Because of this, the scheduling team was more dependent on having the data consistently sent to the time tracking system throughout the day.
One of the schedulers saw my application and said, "Can I have that?"And the reason turned out to be pretty simple. If he saw a gap in the time tracking system, he could check to see if a particular time clock was off-line. If an employee regularly clocked in at the west entrance, he could check the 3 time clocks at that location to see if they were all reporting data.
If one of the time clocks appeared to be off-line, then the scheduler could contact my team to have it reset. This gave them better visibility to the system, and they knew that if a time clock was off-line, they would not necessarily mark "no shows" for people who normally clock at that location.
I think it's good when a business area asks for more features. It shows that they are thinking about the technology and data that we have provided to them and coming up with new ways to use it. So, I wasn't really surprised when I got a request for more features in the time clock viewer application.
We had security swipes at the entrances to the site. This would allow the security team to easily check that people were allowed to enter the property. The employees would swipe their card, and get a "go" or "no go" based on whether they were an active employee (cards would get automatically disabled if someone quit or was let go). But this also meant that people who needed to clock in had to swipe again at a time clock.
To streamline this process, we combined the security system and the time clocks. We used the time clock to collect the card swipe (either a bar code or RFID) and then pass the card information along to the security system for validation. This resulted in a single swipe for people who needed to clock in as well.
But there was a process issue: the employee would need to press the "Clock In" button the time clock before swiping his card. If you did not press the button, the security swipe would be processed and you would be allowed on property, but a time clock record would not be generated.
As you can imagine, when people do this everyday, sometimes they forget to push the button (as they are maybe rushing too quickly one day), or they think they pushed the button but it didn't register, or they simply forgot to check for the "clock in accepted" message that would normally display.
If someone forgot to clock in, the schedulers could manually add a record to the time tracking system. But because this was a common occurrence (especially when there are several thousand people clocking in throughout any particular day), the schedulers wanted a bit more information.
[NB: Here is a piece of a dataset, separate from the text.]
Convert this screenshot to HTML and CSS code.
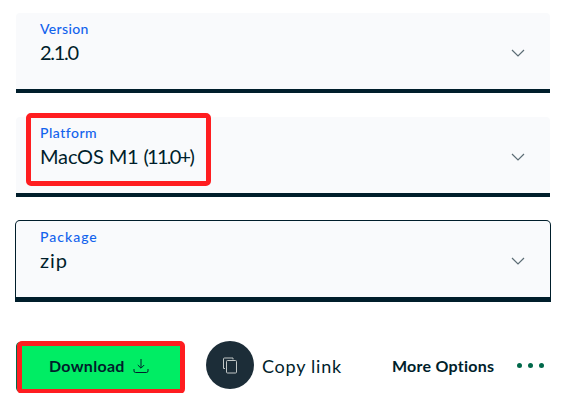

You see, some employees had figured out a way to game the system. If they got to the clocking location and found that they were 2 minutes late, they could "forget" to press the "Clock In" button and ask their scheduler to override it. This would mean they wouldn't get penalized for being late.
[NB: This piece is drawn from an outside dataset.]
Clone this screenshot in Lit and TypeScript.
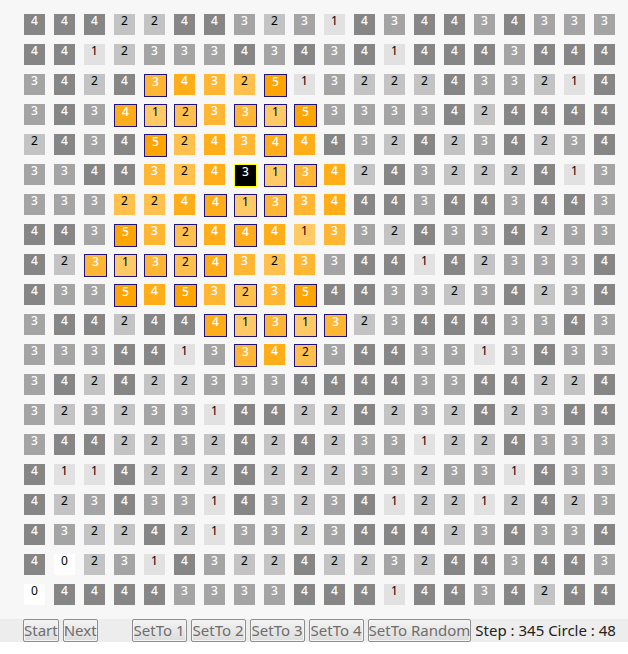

So the schedulers asked if there was a way for them to get the time clock data combined with the data from the security system. This way, they could look up an individual and see what time the security swipe went through. This would let them check to see if people were actually late when they came in, and it would allow them to separate the people who forgot to clock in from the people who "forgot" to clock in.
Business Changes - Things Get Complicated
Whenever you deal with time tracking, things get really complicated. There are federal and state regulations, there are company policies, and there are union rules -- all of which need to be followed.
One change that came about was the ability to clock in and out at your work location (instead of the property entrance). The reason is that it could take 10 to 15 minutes to get to your actual work location from the property entrance. You were supposed to be at your location and ready to work at your scheduled time, so having a time clock at the location would help better track that.
Unfortunately, the time tracking system didn't have this level of granularity. It kept track of "clock in" and "clock out", but not the particular time clock that was used.
So, we were asked to come up with some printable reports that could be used by the location managers based on the raw time clock data. These reports would allow a manager to see all of the clock transactions for employees in their area (based on their department identifier). The manager could double-check that their employees were clocking at the right locations, and they could coach employees who needed a reminder on procedures.
Later on, we extended the functionality of these reports to show "exceptions" -- such as people who clocked in but forgot to clock out, or for people who clocked in and out at different locations. This let the management teams focus on where specific problems lie.
And all of this helped the company comply with the various contractual rules and legal regulations that governed the time tracking of employees.
So, here's another example of an application that grew organically as the business areas saw places where we could add value. And it's another good example of how No Estimates could work well in a changing environment.
And even though I've come up with some good examples of where No Estimates would be effective in projects I've worked on, I've also been thinking about some situations where it would not be a good choice. (I'll be writing about these soon.)
This doesn't bother me, though. No tool is perfect for every situation. I wouldn't expect that No Estimates would be a good choice for every situation, either. What's important is that we take a look at our current processes, determine what's working and what's not working, and look toward improving things where we can.